Michael Tobis said...

Thanks Ron. Allow me to quote the APS page in full, since the statement may not stay up there indefinitely:


The American Physical Society reaffirms the following position on climate change, adopted by its governing body, the APS Council, on November 18, 2007:

"Emissions of greenhouse gases from human activities are changing the atmosphere in ways that affect the Earth's climate."

An article at odds with this statement recently appeared in an online newsletter of the APS Forum on Physics and Society, one of 39 units of APS. The header of this newsletter carries the statement that "Opinions expressed are those of the authors alone and do not necessarily reflect the views of the APS or of the Forum." This newsletter is not a journal of the APS and it is not peer reviewed.


The author of the article Steven has come across in his sources is written by the rather eccentric Lord Monckton.
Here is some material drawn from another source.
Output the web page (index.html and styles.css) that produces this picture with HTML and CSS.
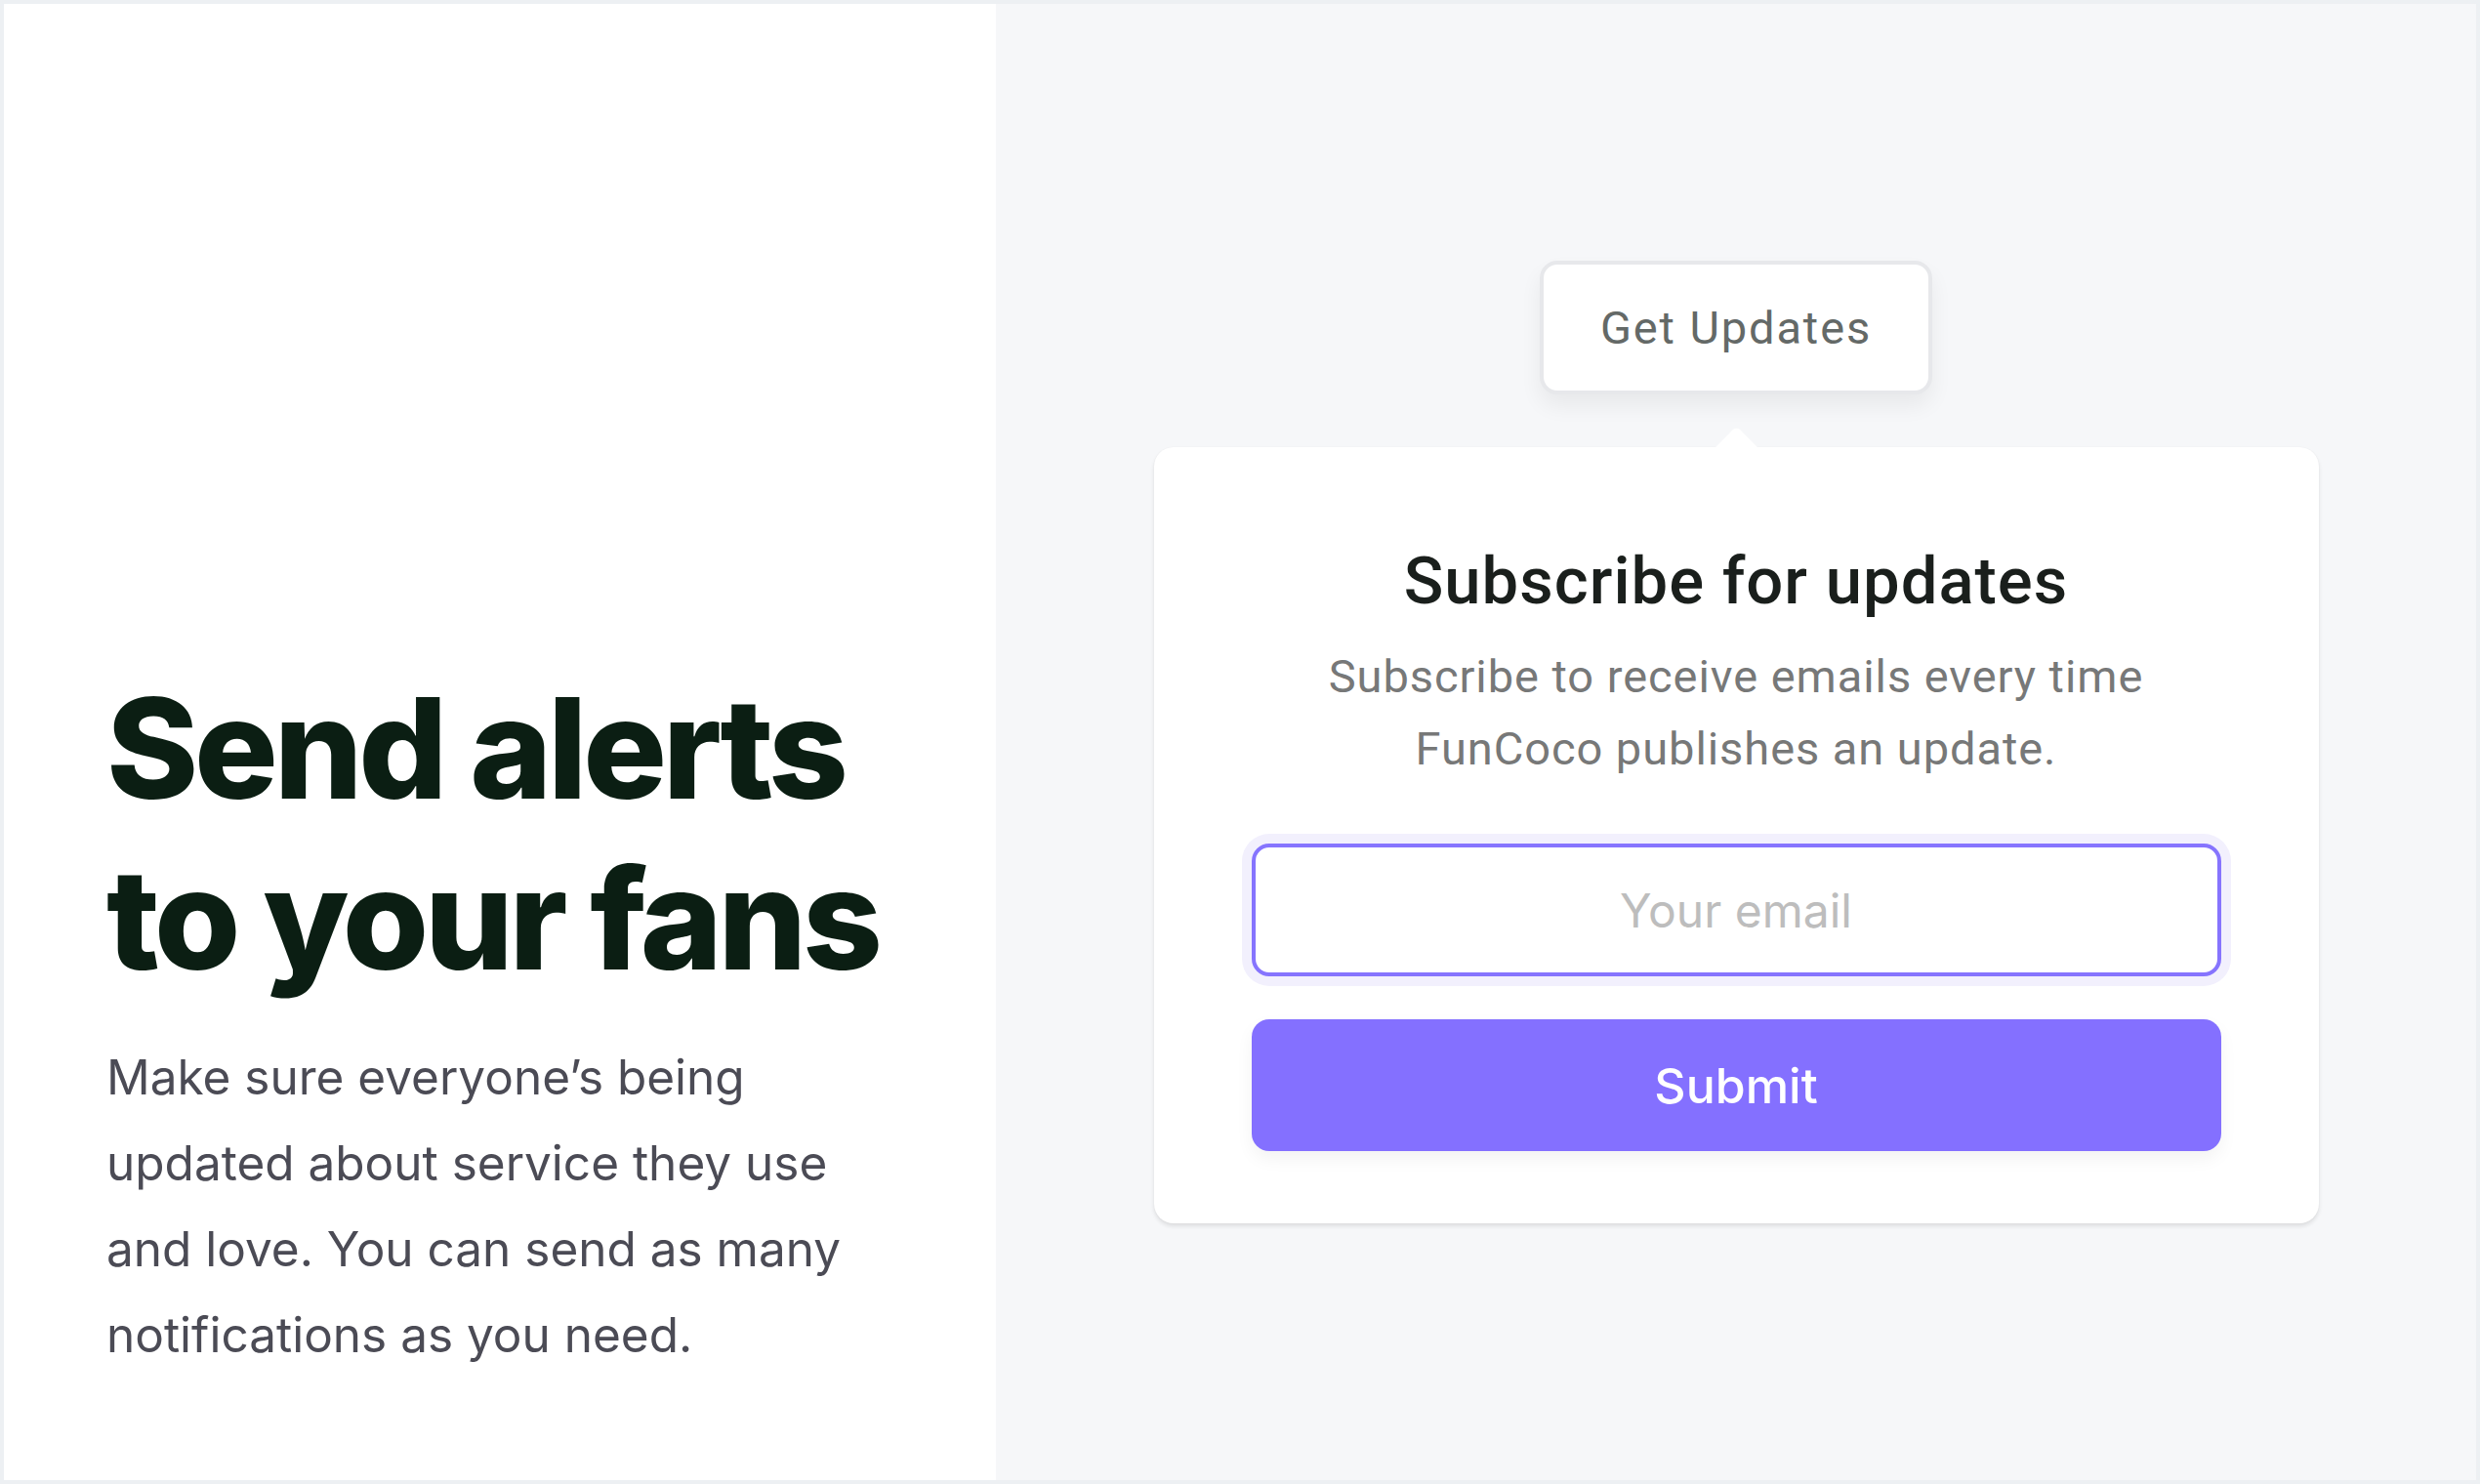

His exploits are often followed on the Deltoid blog.

See http://tinyurl.com/6sykxr

I admit I haven't heard of Larry Gould, this Physics prof in Connecticut before. Among his publications are "Issues in Science and Religion: A Critical Evaluation" and "Reflections of the Relevance of Nonlocality to Cognitive Science and the Philosophy of Mind". These are not atypical of his publication record.


While I don't begrudge anyone an interest in such topics, you may judge for yourself the relevance of these topics to, say, radiative transfer, geophysical fluid dynamics, cloud physics, etc.

I also don't begrudge anyone a degree from Temple U, but among the Wikipedia list of their illustrious alumni, the only people you might call scientists are a computer scientist who got his associate degree on the way to a bachelor's somewhere else, and Noam Chomsky who attended their affiliated elementary school as a child.


The point isn't to demean the experiences of these gentlemen but to point out that they are neither notably qualified in climate related science nor notably influential in the APS.

Michael Tobis said...

See also http://tinyurl.com/6k2g6x

Anonymous said...

Thanks guys. So bottom line, within a large group, some people have published papers that arent' all in lockstep. I'm not even sure that qualifies as news.

BTW, just saw Batman. Slightly off topic, but possibly the most thought provoking comic hero movie I've seen. Interesting points about what we're all willing to do in context. Have a good weekend.

John Mashey said...

One might also check out paper by Marsh in the April 2008 issue ... i.e., this is not the first time.

I suspect that APS will be rethinking exactly what this Forum is supposed to be doing. It seems odd to have something that is essentially a newsletter or blog, publishing sciency-looking papers without peer review, that would be unlikely to pass peer review in any appropriate journal, and without editors who appear to have relevant expertise.

It is *clear* that APS has been awakened to the problem.